それからの五日間は案外早かった。間違いなく仕事が大変だったからだ。正直なところ、両親二人がいない大変さは一日では実感できなかった。二日目、三日目と連日積み重なるにつれ徐々に気付くタイプの疲労らしい。
セイミツケンサの日は店の定休日。何となく病院へ行く気だったが、兄貴から「マジでやることないから、来なくて大丈夫」と言われたので取りやめにした。
何かの為にとパン屋を休んでいたマキは、せっかくだからお花見に行きたいという。いつもの公園にも申し訳程度に桜の木はあるが、そういうことではないらしい。

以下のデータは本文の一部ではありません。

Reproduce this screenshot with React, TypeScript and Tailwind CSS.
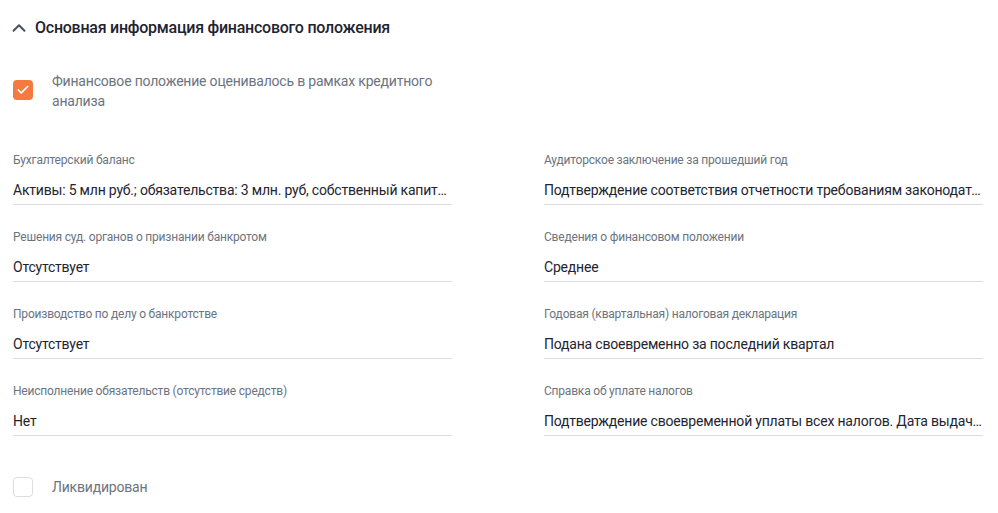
import { ChevronUp, Check } from "lucide-react"

const fields = [
  { label: "Бухгалтерский баланс", value: "Активы: 5 млн руб.; обязательства: 3 млн. руб, собственный капитал: 2 млн руб." },
  { label: "Аудиторское заключение за прошедший год", value: "Подтверждение соответствия отчетности требованиям законодательства" },
  { label: "Решения суд. органов о признании банкротом", value: "Отсутствует" },
  { label: "Сведения о финансовом положении", value: "Среднее" },
  { label: "Производство по делу о банкротстве", value: "Отсутствует" },
  { label: "Годовая (квартальная) налоговая декларация", value: "Подана своевременно за последний квартал" },
  { label: "Неисполнение обязательств (отсутствие средств)", value: "Нет" },
  { label: "Справка об уплате налогов", value: "Подтверждение своевременной уплаты всех налогов. Дата выдачи справки" },
]

function Field({ label, value }: { label: string; value: string }) {
  return (
    <div className="flex flex-col">
      <div className="h-[18px] text-[12px] leading-[18px] tracking-[-0.2px] text-[#6b7480]">{label}</div>
      <div className="mt-[12px] h-[19px] truncate text-[14px] leading-[19px] tracking-[-0.2px] text-[#1e2430]">
        {value}
      </div>
      <div className="mt-[4px] h-px bg-[#dcdde3]" />
    </div>
  )
}

export default function App() {
  return (
    <div className="min-h-screen bg-white pl-[13px] pr-[15px] font-['Roboto',sans-serif]">
      {/* Section header */}
      <div className="flex h-[55px] items-center gap-[5px]">
        <ChevronUp className="-ml-[5px] h-[22px] w-[22px] text-[#4a5160]" strokeWidth={2.2} />
        <h2 className="text-[16px] font-medium leading-5 tracking-[-0.25px] text-[#1e2430]">
          Основная информация финансового положения
        </h2>
      </div>

      {/* Checked option */}
      <div className="mt-[16px] flex items-start gap-[19px]">
        <div className="mt-[9px] flex h-[20px] w-[20px] shrink-0 items-center justify-center rounded-[4px] bg-[#f47a40]">
          <Check className="h-[14px] w-[14px] text-white" strokeWidth={3} />
        </div>
        <p className="w-[400px] text-[14px] leading-[20px] tracking-[-0.2px] text-[#6b7480]">
          Финансовое положение оценивалось в рамках кредитного анализа
        </p>
      </div>

      {/* Fields */}
      <div className="mt-[40px] grid grid-cols-2 gap-x-[92px] gap-y-[23px]">
        {fields.map((f) => (
          <Field key={f.label} label={f.label} value={f.value} />
        ))}
      </div>

      {/* Unchecked option */}
      <div className="mt-[41px] flex items-center gap-[19px]">
        <div className="h-[20px] w-[20px] shrink-0 rounded-[4px] border border-[#dcdde3] bg-white" />
        <span className="text-[14px] leading-5 tracking-[-0.2px] text-[#6b7480]">Ликвидирован</span>
      </div>
    </div>
  )
}
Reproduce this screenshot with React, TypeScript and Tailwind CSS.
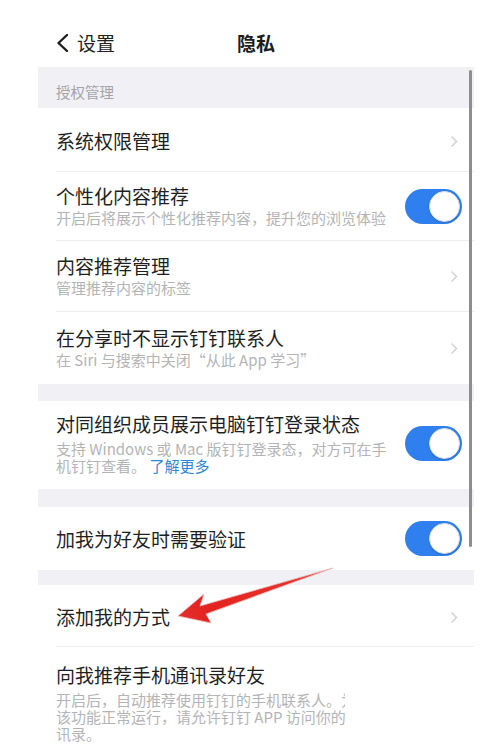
import type { ReactNode } from 'react'

const font = { fontFamily: '"Noto Sans CJK SC", "Noto Sans", sans-serif' }

function Toggle() {
  return (
    <div className="w-[57px] h-[35px] rounded-full bg-[#2f80ee] flex items-center justify-end pr-[2px] shrink-0">
      <div className="w-[31px] h-[31px] rounded-full bg-white border border-[#d6dbe3] shadow-sm" />
    </div>
  )
}

function Chevron() {
  return (
    <svg width="8" height="13" viewBox="0 0 8 13" className="shrink-0">
      <path d="M1.5 1.5 L6.5 6.5 L1.5 11.5" fill="none" stroke="#cfcfd3" strokeWidth="1.4" />
    </svg>
  )
}

interface RowProps {
  title: string
  sub?: ReactNode
  right: 'toggle' | 'chevron'
  height: string
  divider?: boolean
}

function Row({ title, sub, right, height, divider }: RowProps) {
  return (
    <div className="pl-[18px]">
      <div
        className={`flex items-center justify-between ${height} ${
          divider ? 'border-b border-[#ededef]' : ''
        } ${right === 'toggle' ? 'pr-[12px]' : 'pr-[16px]'}`}
      >
        <div className="flex flex-col">
          <div className="text-[19px] leading-[24px] text-[#1f1f1f]">{title}</div>
          {sub}
        </div>
        {right === 'toggle' ? <Toggle /> : <Chevron />}
      </div>
    </div>
  )
}

function Sub({ children }: { children: ReactNode }) {
  return <div className="text-[15px] leading-[20px] text-[#b4b4b6]">{children}</div>
}

export default function App() {
  return (
    <div className="relative w-[497px] h-[746px] bg-white overflow-hidden" style={font}>
      <div className="ml-[38px] w-[436px]">
        {/* header */}
        <div className="grid grid-cols-[1fr_auto_1fr] items-center h-[48px] mt-[19px]">
          <div className="flex items-center pl-[17px] gap-[6px]">
            <svg width="16" height="20" viewBox="0 0 16 20">
              <path d="M12 2 L3.5 10 L12 18" fill="none" stroke="#1c1c1c" strokeWidth="2.4" strokeLinecap="round" strokeLinejoin="round" />
            </svg>
            <span className="text-[19px] text-[#222222]">设置</span>
          </div>
          <div className="text-[19px] font-semibold text-[#1c1c1c]">隐私</div>
          <div />
        </div>

        {/* section header */}
        <div className="h-[41px] bg-[#f1f1f5] pl-[18px] pt-[15px] text-[14.5px] leading-[20px] text-[#a3a3a8]">
          授权管理
        </div>

        <Row title="系统权限管理" right="chevron" height="h-[64px] pt-[3px]" divider />
        <Row
          title="个性化内容推荐"
          sub={<Sub>开启后将展示个性化推荐内容，提升您的浏览体验</Sub>}
          right="toggle"
          height="h-[69px]"
          divider
        />
        <Row
          title="内容推荐管理"
          sub={<Sub>管理推荐内容的标签</Sub>}
          right="chevron"
          height="h-[71px]"
          divider
        />
        <Row
          title="在分享时不显示钉钉联系人"
          sub={<Sub>在 Siri 与搜索中关闭“从此 App 学习”</Sub>}
          right="chevron"
          height="h-[72px]"
        />

        <div className="h-[17px] bg-[#f1f1f5]" />

        <Row
          title="对同组织成员展示电脑钉钉登录状态"
          sub={
            <div className="text-[15px] leading-[17px] text-[#b4b4b6] mt-[4px]">
              <div className="whitespace-nowrap">支持 Windows 或 Mac 版钉钉登录态，对方可在手</div>
              <div className="whitespace-nowrap">
                机钉钉查看。 <span className="text-[#2f86d8]">了解更多</span>
              </div>
            </div>
          }
          right="toggle"
          height="h-[88px] pb-[4px]"
        />

        <div className="h-[18px] bg-[#f1f1f5]" />

        <Row title="加我为好友时需要验证" right="toggle" height="h-[63px]" />

        <div className="h-[15px] bg-[#f1f1f5]" />

        <Row title="添加我的方式" right="chevron" height="h-[62px] pt-[3px]" divider />

        <div className="pl-[18px] pt-[16px]">
          <div className="text-[19px] leading-[24px] text-[#1f1f1f]">向我推荐手机通讯录好友</div>
          <div className="w-[289px] overflow-hidden whitespace-nowrap text-[15px] leading-[17px] text-[#b4b4b6] mt-[4px]">
            <div>开启后，自动推荐使用钉钉的手机联系人。为保证</div>
            <div>该功能正常运行，请允许钉钉 APP 访问你的通</div>
            <div>讯录。</div>
          </div>
        </div>
      </div>

      {/* scroll indicator */}
      <div className="absolute left-[469px] top-[70px] w-[3px] h-[477px] rounded-full bg-[#8e8e92]" />

      {/* red annotation arrow */}
      <svg className="absolute left-0 top-0 pointer-events-none" width="497" height="746" viewBox="0 0 497 746">
        <defs>
          <linearGradient id="arrowShade" x1="178" y1="616" x2="333" y2="568" gradientUnits="userSpaceOnUse">
            <stop offset="0" stopColor="#e3302d" />
            <stop offset="0.2" stopColor="#e2231f" />
            <stop offset="1" stopColor="#ea3b34" />
          </linearGradient>
        </defs>
        <polygon
          points="178,616 204,594 200,606 333,568 206,614 211,623"
          fill="url(#arrowShade)"
          stroke="#f0b8b8"
          strokeWidth="0.8"
          strokeLinejoin="round"
        />
      </svg>
    </div>
  )
}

リッちゃんは友達と約束があるというので、謹んで臨時のボーナスを支給させていただいた。無論内情は違うにしても、身を寄せている叔母の家でこき使われていることは確かだ。その辺りのことも話さなければと思い、久々に家族三人で出かけてきた。
結論からいえば人出の多さに気持ちが折れ、人気の少ない裏道を選んで上野・浅草辺りをぐるり。混む前に帰ろうかと電車に乗れば十分で到着。時間はまだ四時前。俺とマキだけでなく、永子さえもどこか物足りない顔つきで改札を出た。

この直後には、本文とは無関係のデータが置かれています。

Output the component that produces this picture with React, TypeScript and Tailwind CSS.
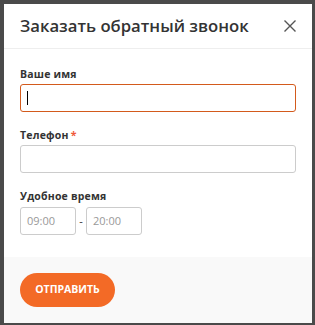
import React from "react";

export default function App() {
  const font = { fontFamily: '"Open Sans", "Noto Sans", sans-serif' };
  return (
    <div className="w-[315px] h-[325px] bg-[#4a4a4a] pt-[4px] pl-[4px] pr-[3px] pb-[2px]" style={font}>
      <div className="bg-white h-full flex flex-col">
        <div className="h-[45px] px-4 flex items-center justify-between border-b border-[#eeeeee]">
          <div className="text-[16.7px] font-semibold text-[#333333] leading-none">Заказать обратный звонок</div>
          <svg width="12" height="12" viewBox="0 0 12 12">
            <path d="M0.5 0.5 L11.5 11.5 M11.5 0.5 L0.5 11.5" stroke="#555555" strokeWidth="1.4" fill="none" />
          </svg>
        </div>
        <div className="px-4 pt-[17px] pb-[22px] flex flex-col">
          <div className="text-[10.5px] leading-[16px] font-bold text-[#333333] tracking-[0.2px] mb-[2px]">Ваше имя</div>
          <div className="h-[28px] border border-[#d35a1c] rounded-[3px] flex items-center pl-[6px]">
            <div className="w-[1px] h-[14px] bg-black" />
          </div>
          <div className="mt-[15px] text-[10.5px] leading-[16px] font-bold text-[#333333] tracking-[0.2px] mb-[2px]">
            Телефон<span className="ml-[2px] text-[#ef5a3a]">*</span>
          </div>
          <div className="h-[28px] border border-[#cccccc] rounded-[3px]" />
          <div className="mt-[15px] text-[10.5px] leading-[16px] font-bold text-[#333333] tracking-[0.2px] mb-[3px]">Удобное время</div>
          <div className="flex items-center">
            <div className="w-[56px] h-[28px] border border-[#cccccc] rounded-[3px] flex items-center pl-[6px] text-[11px] text-[#999999]">09:00</div>
            <div className="w-[10px] text-center text-[11px] text-[#333333]">-</div>
            <div className="w-[56px] h-[28px] border border-[#cccccc] rounded-[3px] flex items-center pl-[6px] text-[11px] text-[#999999]">20:00</div>
          </div>
        </div>
        <div className="flex-1 bg-[#f9f9f9] px-4 pt-[16px]">
          <div className="w-[95px] h-[34px] rounded-full bg-[#f36a26] flex items-center justify-center text-white text-[10.5px] font-bold">
            ОТПРАВИТЬ
          </div>
        </div>
      </div>
    </div>
  );
}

明日からはまたいつもよりハードな労働が待っている。せめて外食にしようか、と言いかけた時に兄貴から連絡が入った。
「もしもし、どうだった?」
勢い込んで尋ねる弟に、「結果は今日出ないよ」と苦笑する兄。訊けば結果が分かるまで更に五日かかるという。
「また五日かあ。結構時間がかかるもんなんだなあ」
「本当本当。この間オヤジが早くしてくれってうるさかったせいでさ、今日は『これが一番早いスケジュールです』ってわざわざ言われちゃったよ」
確かに俺より父親の方が落ち着かないはず。そう思えば少しは気持ちも鎮まってくる。
今日は両親ともに様子は変わりなく、母親に至っては食欲旺盛だったらしい。その調子で何もないといいけどな、と兄弟で言い合っていると、マキが目の前にスマホの画面を差し出す。そこには「結果が出る五日後、リッちゃん春休み終わってる」とのメッセージ。ということは……と考えること数秒、思わず「そっか」と声が出た。「ん? どうした?」という兄貴には「いや、大丈夫」と返したが、やはり不安は拭えないので一応尋ねてみる。
「で、その結果があまり良くないと入院?」
「そうだと思う。また五日間とか待たされるかもしれないけど」
だね、と応じつつマキに向かって頷く。来週からマキがパン屋勤務の日は、リッちゃんが帰ってくるまで完全にワンオペだ。しかも子連れ、と我が娘の顔を見る。俺の気持ちを知ってか知らずか、永子は身体を揺らしながら大きなあくびをし始めた。